Je vois beaucoup de débat autour des “antidépresseurs” (type IRS, inhibiteur de la recapture de la sérotonine, prozac et autres), avec des discours très tranchés.
Pour les personnes intéressées, une recherche pubmed très brève permettra d'entrevoir la complexité de la question.
En vrac, vous pourrez voir:
- Que les préoccupations de suicidalité avec les IRS concernent avant tout les patients de moins de 25 ans.
- Que les premières black box warning (grosse étiquette noire sur la boite du médicament, imposée par la FDA) sur le sujet datent de 2003.
- Que cette problématique est très différente selon que l'on observe les idées suicidaires, les comportements parasuicidaires, les tentatives de suicide, ou les suicides aboutis.
- Qu'il y a eu des études dans lesquelles la réduction drastique de prescription d'antidépresseur par les médecins généralistes a conduit à une majoration tout aussi drastique des suicides dans la région.
- Qu'il existe beaucoup de mécanismes différents derrière la "levée d'inhibition" qui n'a jamais été prouvée, comme de l'akathisie ou des états mixtes.
- Que le risque suicidaire n'est pas le même en fonction de chaque IRS, la paroxétine chez les jeunes étant particulièrement préoccupante.
- Que la prescription d'antidépresseur chez un sujet de moins de 20 ans représente d'entrée de jeux une situation à risque sur le plan suicidaire car c'est aussi un indice fort de bipolarité.
- Qu'il existe plusieurs classes d'antidépresseurs et que le bénéfice/risque n'est une source de débat que sur la classe des ISRS/IRSNa; avec une efficacité dans les épisodes dépressifs caractérisés statistiquement significative mais cliniquement trop faible pour être constatée.
- Que l'efficacité du placebo est énorme dans les études sur les IRS, et que cette efficacité diminue quand la gravité de l'épisode thymique augmente
Le débat n'existe que pour les épisodes dépressifs légers.
- Que l'efficacité de ces deux classes dans bien d'autres troubles psychiatriques n'a rien à envier à d'autres médicaments bien acceptés d'autres spécialités.
- Que la première mesure à prendre pour se distancier de l'influence des laboratoires est de se défaire du terme trompeur d'antidépresseur et d'utiliser une nomenclature basée sur les neurosciences et pas les termes des laboratoires pharmaceutiques.

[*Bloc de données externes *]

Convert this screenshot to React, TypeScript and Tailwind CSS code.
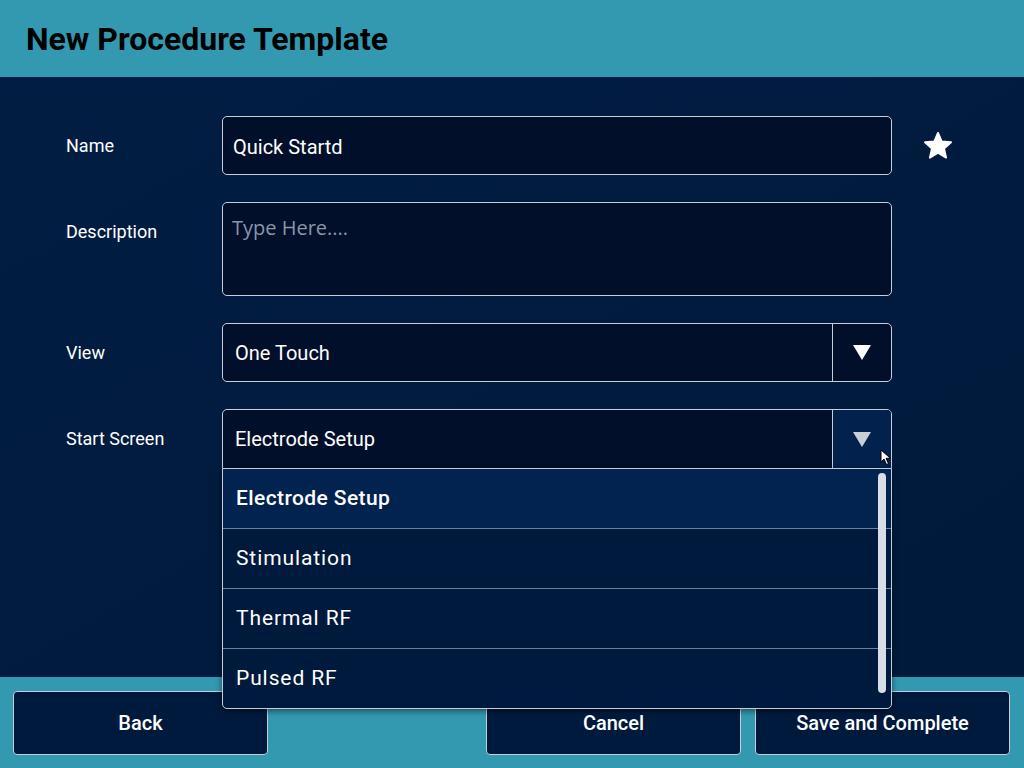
import React from 'react';

const items = ['Electrode Setup', 'Stimulation', 'Thermal RF', 'Pulsed RF'];

const Caret: React.FC<{ dim?: boolean }> = ({ dim }) => (
  <svg width="18" height="15" viewBox="0 0 18 15">
    <path d="M0 0 H18 L9 15 Z" fill={dim ? '#c9cfd9' : '#ffffff'} />
  </svg>
);

const labelCls = 'flex h-[59px] w-[222px] items-center pl-[66px] text-[18px] text-white';
const btnCls = 'h-[64px] w-[255px] rounded-[4px] border border-[#c7ced9] bg-[#001a3d] pt-[1px] text-[20px] font-medium text-white';

export default function App() {
  return (
    <div className="flex h-[768px] w-[1024px] flex-col overflow-hidden bg-[#001a3d] font-['Roboto',sans-serif]">
      <header className="flex h-[77px] items-center bg-[#3399b0] px-[26px]">
        <h1 className="text-[32px] font-bold text-black">New Procedure Template</h1>
      </header>

      <main className="relative flex-1 bg-gradient-to-br from-[#011d42] to-[#001a3b] pt-[39px]">
        <div className="flex flex-col gap-[27px]">
          <div className="flex items-start">
            <label className={labelCls}>Name</label>
            <div className="flex h-[59px] w-[670px] items-center rounded-[5px] border border-[#c7ced9] bg-[#020f2a] pl-[10px] pt-[2px] text-[20px] text-white">
              Quick Startd
            </div>
            <div className="flex h-[59px] flex-1 items-center pl-[30px]">
              <svg width="32" height="30" viewBox="0 0 24 23">
                <path
                  d="M12 1.5 L14.9 8.1 L22 8.7 L16.6 13.4 L18.2 20.4 L12 16.7 L5.8 20.4 L7.4 13.4 L2 8.7 L9.1 8.1 Z"
                  fill="#ffffff"
                  stroke="#ffffff"
                  strokeWidth="1.5"
                  strokeLinejoin="round"
                />
              </svg>
            </div>
          </div>

          <div className="flex items-start">
            <label className={labelCls}>Description</label>
            <div className="h-[94px] w-[670px] rounded-[5px] border border-[#c7ced9] bg-[#020f2a] pl-[9px] pt-[10px] font-['Open_Sans',sans-serif] text-[20px] text-[#8a95a8]">
              Type Here....
            </div>
          </div>

          <div className="flex items-start">
            <label className={labelCls}>View</label>
            <div className="flex h-[59px] w-[670px] overflow-hidden rounded-[5px] border border-[#c7ced9] bg-[#020f2a]">
              <div className="flex flex-1 items-center pl-[12px] text-[20px] text-white">One Touch</div>
              <div className="flex w-[59px] items-center justify-center border-l border-[#c7ced9]">
                <Caret />
              </div>
            </div>
          </div>

          <div className="flex items-start">
            <label className={labelCls}>Start Screen</label>
            <div className="relative w-[670px]">
              <div className="flex h-[60px] overflow-hidden rounded-t-[5px] border border-[#c7ced9] bg-[#020f2a]">
                <div className="flex flex-1 items-center pl-[12px] text-[20px] text-white">Electrode Setup</div>
                <div className="flex w-[59px] items-center justify-center border-l border-[#c7ced9] bg-[#02214d]">
                  <Caret dim />
                </div>
              </div>
              <div className="absolute left-0 top-[59px] z-10 w-[670px] overflow-hidden rounded-b-[5px] border border-[#c7ced9] bg-[#001a3d] shadow-[0_2px_6px_rgba(0,0,0,0.5)]">
                {items.map((item, i) => (
                  <div
                    key={item}
                    className={
                      i === 0
                        ? 'flex h-[59px] items-center bg-[#02224f] pl-[13px] text-[21px] font-medium tracking-[0.4px] text-white'
                        : 'flex h-[60px] items-center border-t border-[#6d7d9b] pl-[13px] text-[21px] tracking-[0.9px] text-white'
                    }
                  >
                    {item}
                  </div>
                ))}
                <div className="absolute right-[5px] top-[4px] h-[220px] w-[8px] rounded-full bg-[#d8dde8]" />
              </div>
              <svg className="absolute left-[658px] top-[40px] z-20" width="14" height="18" viewBox="0 0 14 18">
                <path d="M1 1 L1 13 L4 10 L6.5 15.5 L8.5 14.6 L6 9.3 L10.5 9.3 Z" fill="#ffffff" stroke="#000000" strokeWidth="1" />
              </svg>
            </div>
          </div>
        </div>
      </main>

      <footer className="flex h-[91px] items-center gap-[14px] bg-[#3399b0] pl-[13px] pr-[14px]">
        <button className={btnCls}>Back</button>
        <div className="flex-1" />
        <button className={btnCls}>Cancel</button>
        <button className={btnCls}>Save and Complete</button>
      </footer>
    </div>
  );
}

- Que les psychiatres sont au courant depuis des années de la nature inexacte de l'hypothèse sérotoninergique de la dépression, au point qu'elle en est presque complètement fausse.
- Que le contexte a une importance capitale, la prescription d'antidépresseurs de la classe des IRS n'est pas la même selon qu'elle concerne un psychiatre de secteur, un médecin généraliste dans un désert médical ou un gériatre en soins de suite.
Les discours les plus intéressants sont ceux qui voient les nuances.
Méfiez vous des propos absolutistes, il y a peu de choses en médecine qui sont totalement bonnes ou mauvaises, et la psychiatrie reste qu'on le veuille ou non une discipline médicale.